As an institute whose purpose is to make IT good for society, Evan said the BCS is increasingly concerned about how collection and use of personal data is affecting everyone in society.

“Our own survey results show that security is the top issue keeping IT professionals awake at night, while a separate survey shows that 89% of people in the UK think they should be able to control what data a company collects about them online, and what it uses this data for,” he said.

Evans said this requires some “bigger shared solutions”, as well as incremental improvements. “This is why we are encouraging individuals and organisations to come together and shape the future of personal data,” he said.

Person-centric approach to data

Through its personal data challenge launched in November 2015, the BCS is aiming to bring together interested parties to discuss how people can have control of their personal data. At the same time, organisations will be empowered to use data in more beneficial ways, with genuine trust on both sides.

“The goal is to achieve the full potential of data by seeking the best possible public benefit; to achieve the best outcomes for the most people with the least risk and harm,” said Evans.

“We want common currency; technical and legal systems to unlock the power and utility we know is possible when personal data is aggregated around individuals and organisations.

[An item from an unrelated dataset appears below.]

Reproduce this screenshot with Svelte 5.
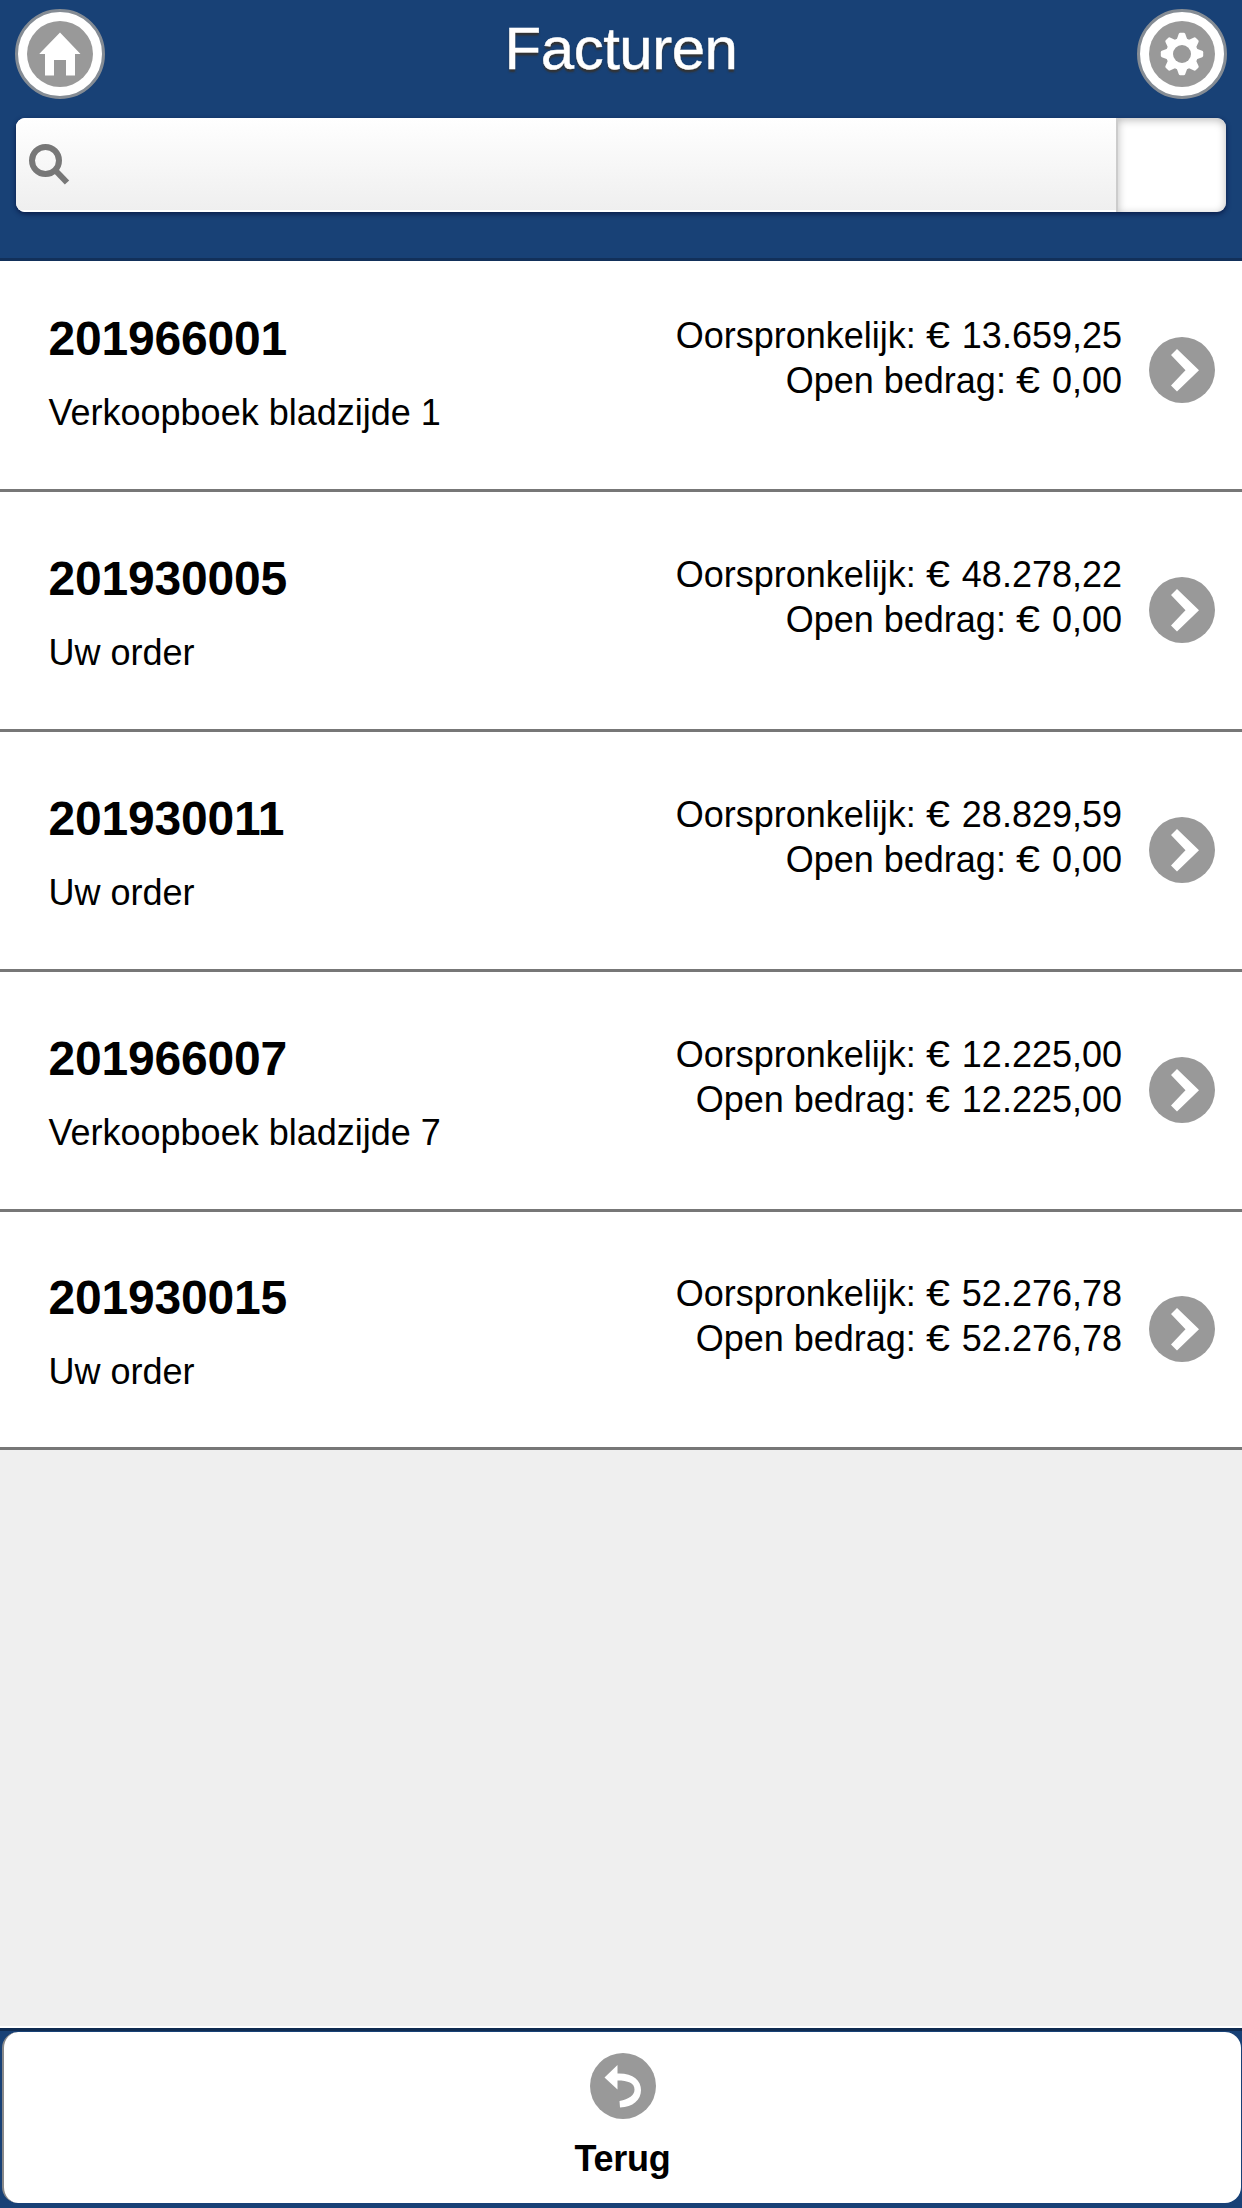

“We believe that by bringing together people and helping them to work differently. we can collectively deliver those benefits while also increasing public confidence in how personal data is used.

“A person-centric, accessible and understandable approach to data will become the bedrock of 21st century service provision, the trigger for the innovation of a wide range of new business models and services, and one of the means by which social and societal benefits will be achieved,” he said.